John Alexander

Personal information
- Full name: John David Alexander
- Date of birth: 24 September 1985 (age 40)
- Place of birth: Middlesbrough, England
- Height: 6 ft 0 in (1.83 m)
- Position: Forward

Youth career
- –: Darlington

Senior career*
- Years: Team / Apps / (Gls)
- 2002–2004: Darlington / 4 / (0)
- 2002–2003: → Bishop Auckland (loan)
- 2004: → Bishop Auckland (loan)
- 2004: Billingham Synthonia / 6 / (2)
- 2004: Stetson Hatters
- 2005: Billingham Synthonia / 11 / (0)
- 2006–200?: Marske United
- 200?–2009: Billingham Town
- 2009–2011: Blyth Spartans
- 2011: Spennymoor Town
- 2011: Blyth Spartans
- 2011: → Ashington (loan) / 0 / (0)
- 2011–2012: Norton & Stockton Ancients
- 2012: Newcastle Benfield
- 2012–2014: Marske United /  / (22)
- 2014–: Crook Town

= John Alexander (footballer, born 1985) =

English footballer (born 1985)

John David Alexander (born 24 September 1985) is an English footballer who made four appearances in the Football League playing as a forward for Darlington in the 2000s. While still at Darlington, he had loan spells at Northern Premier League club Bishop Auckland, and went on to play non-league football in the north-east of England for a number of clubs, mostly in the Northern League. He also played American college soccer for the Stetson Hatters.

==Football career==
Alexander was born in Middlesbrough, and despite receiving offers of a traineeship from Wolverhampton Wanderers and Burnley, began his football career in the youth system of Darlington in June 2002. He was included among the substitutes for the Division Three match against Carlisle United on 27 August, chosen in preference to the injured Danny Mellanby and the out-of-form Mark Sheeran, but remained unused. The 16-year-old Alexander was given his debut the following Saturday, as a second-half substitute in the visit to Kidderminster Harriers. He entered the game together with Neil Wainwright and Phil Hadland just after the home side had taken a lead, and the energy of the fresh players helped Darlington exert enough pressure to draw the match.
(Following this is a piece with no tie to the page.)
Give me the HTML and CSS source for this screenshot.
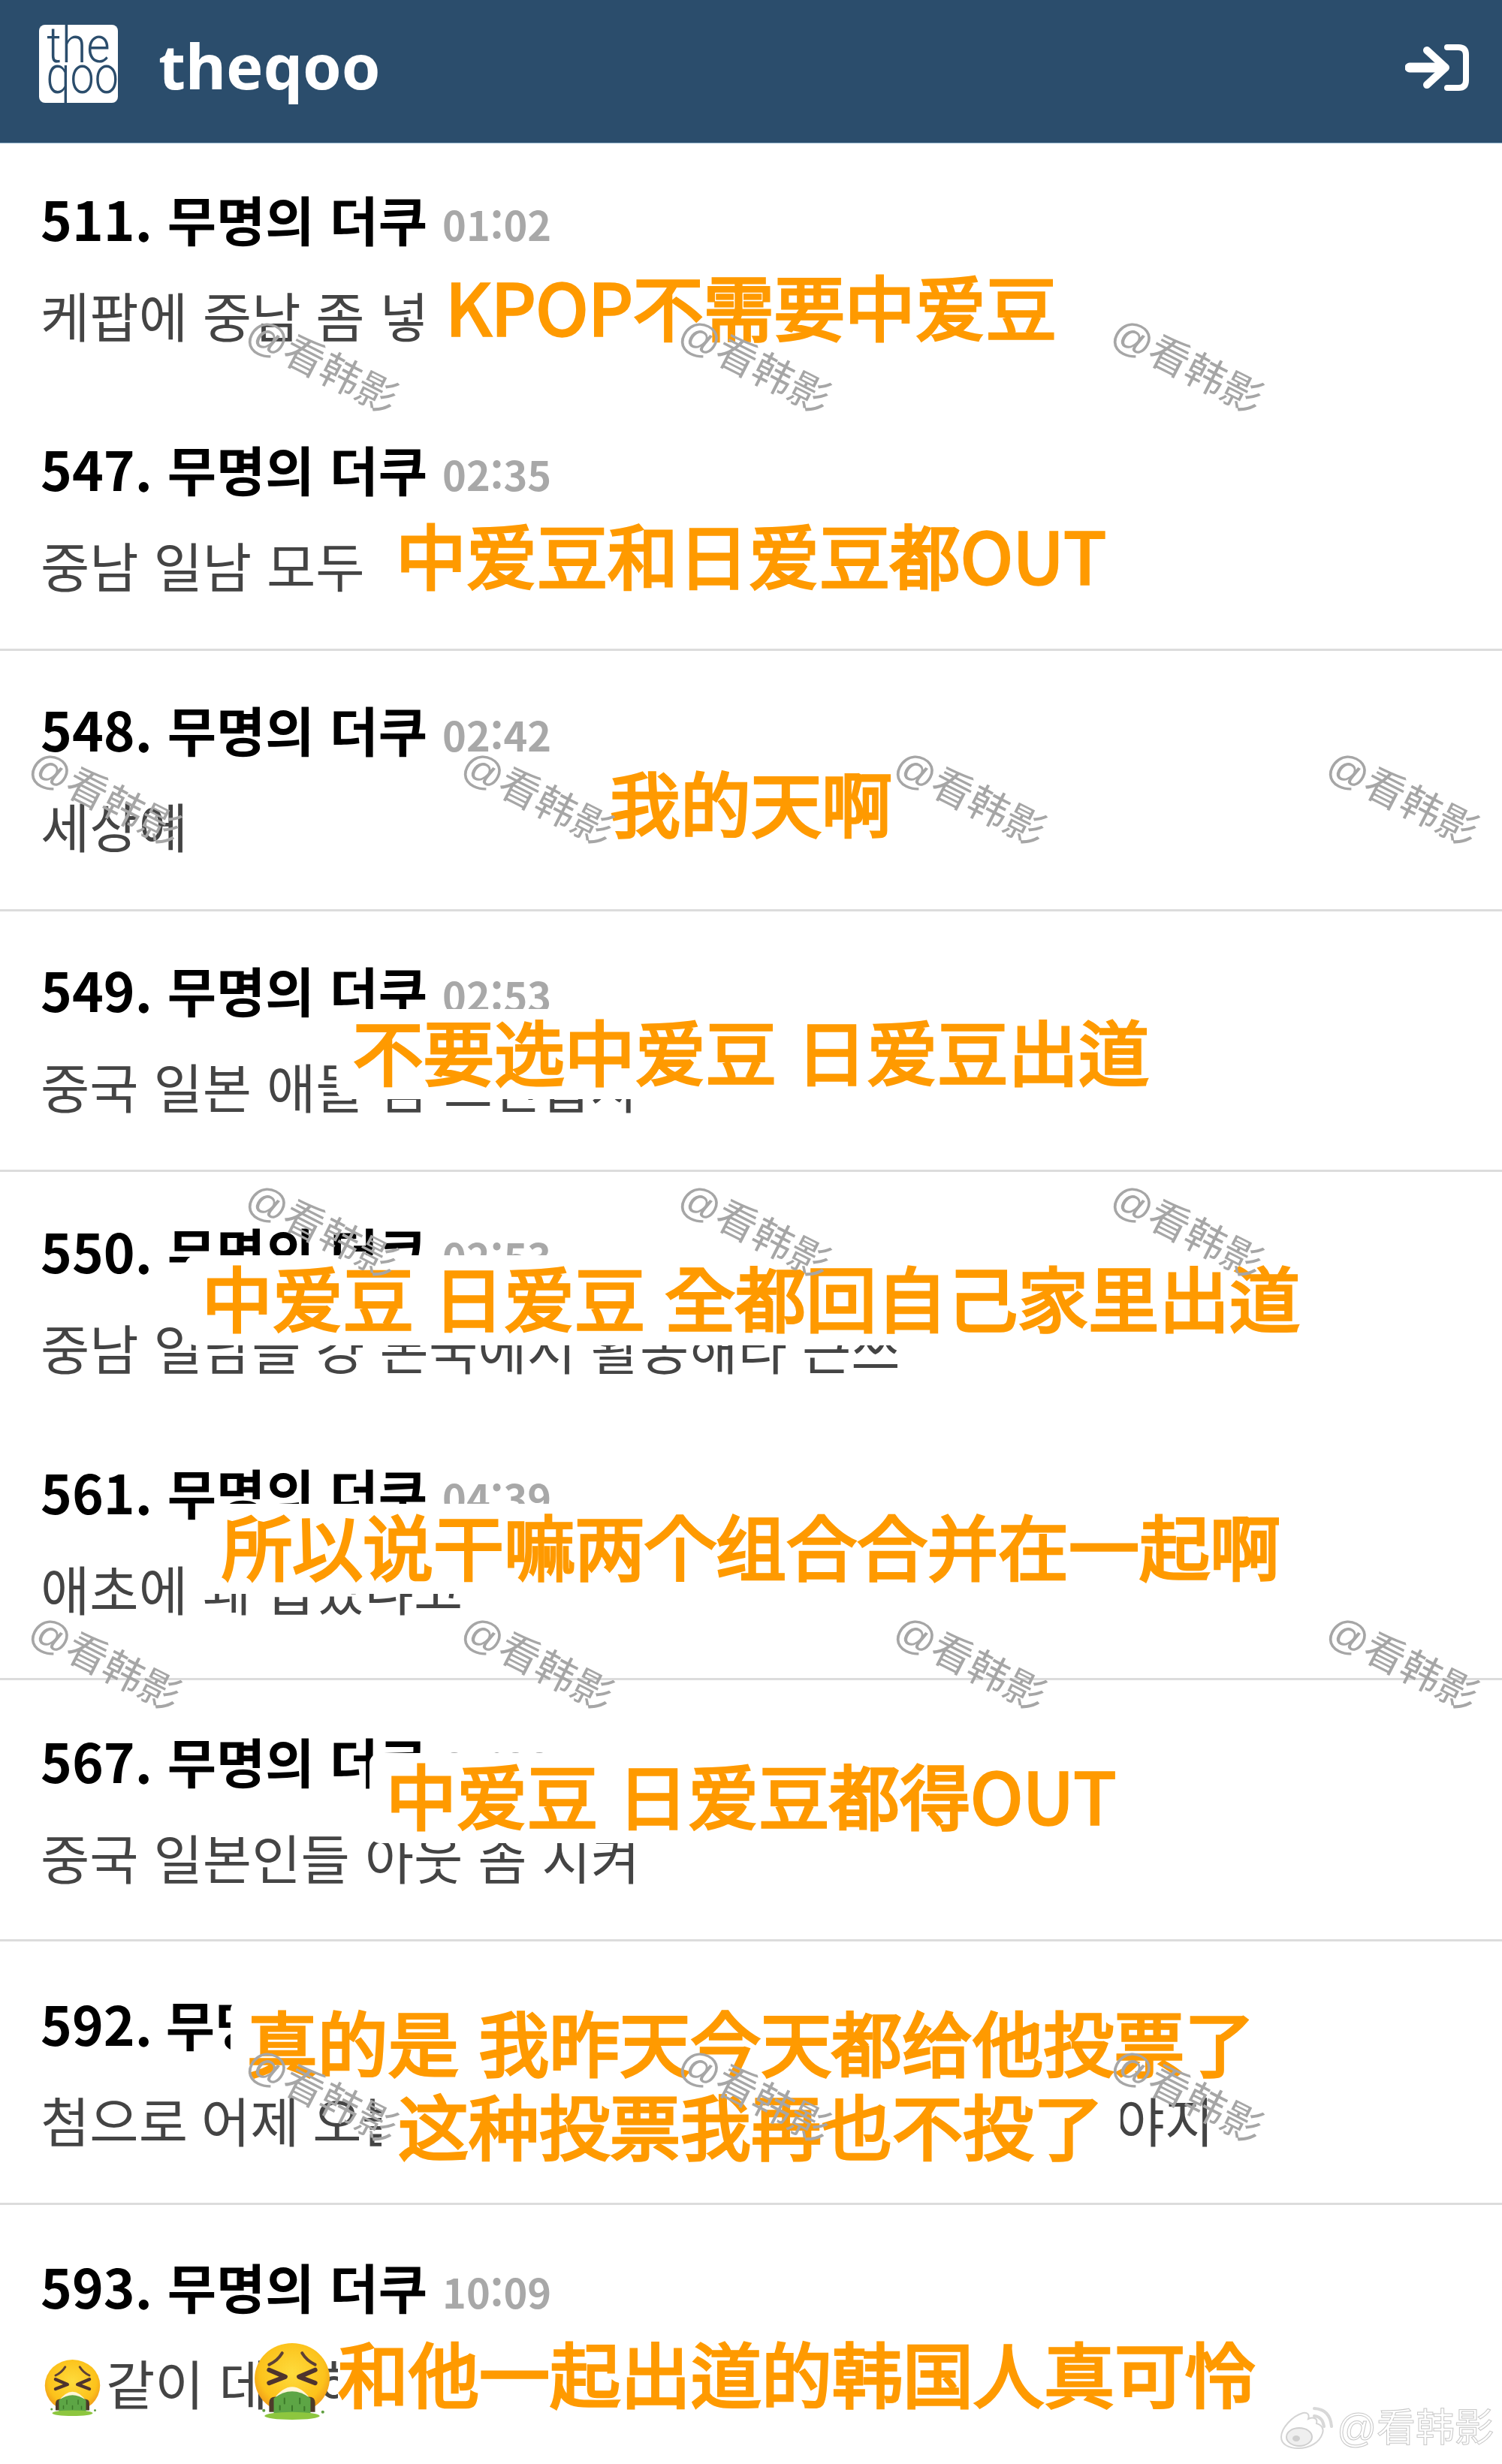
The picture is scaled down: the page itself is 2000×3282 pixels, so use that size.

A trial with Premier League club Blackburn Rovers, in which he scored twice for their under-17 team against Tottenham Hotspur under-17s, came to nothing, and Alexander made no more first-team appearances before December, when he joined Northern Premier League club Bishop Auckland on loan. He returned to Darlington's first team in December 2003, when he made three appearances, each time as a late substitute. After another brief loan spell with Bishop Auckland, Alexander was released in April 2004 and signed for Billingham Synthonia.

He scored on his Northern League debut, against Dunston Federation, and finished the season with the club. He then took up a place at Stetson University, in DeLand, Florida, where he played college soccer for the Stetson Hatters. He helped them reach the 2004 Atlantic Sun Conference post-season tournament, but was sent off in the quarter-final match which the Hatters lost after two periods of overtime. He returned to Billingham Synthonia in January 2005, and took his total appearances for the club to 18, with two goals.

Alexander signed for Marske United in January 2006, and was Billingham Town's top Northern League scorer in 2008–09 with 21 goals. He joined Conference North club Blyth Spartans ahead of the next season, and scored six goals from 56 appearances in all competitions for them over two seasons. He then signed for Northern League champions Spennymoor Town, but only four weeks into the season and having scored four times already, he was transfer-listed and returned to Blyth. After four more games for Blyth, and a loan spell with Ashington during which he played once, in the Northern League Cup, Alexander signed for fellow Northern League club Norton & Stockton Ancients. In March, he made a sideways move to Newcastle Benfield, where he finished the season.

In 2012 pre-season, Alexander had a trial with former club Darlington, who had lost most of their players after administrative demotion to the Northern League, but no contract ensued, and he remained with Benfield until rejoining another former club, Marske United, in another sideways move in October. He was their top scorer in 2013–14 with 21 goals in all competitions, 14 in league matches, and started in the Northern League Cup final as Marske beat Whitley Bay 2–1 after extra time. In October 2014, he joined yet another Northern League club, Crook Town.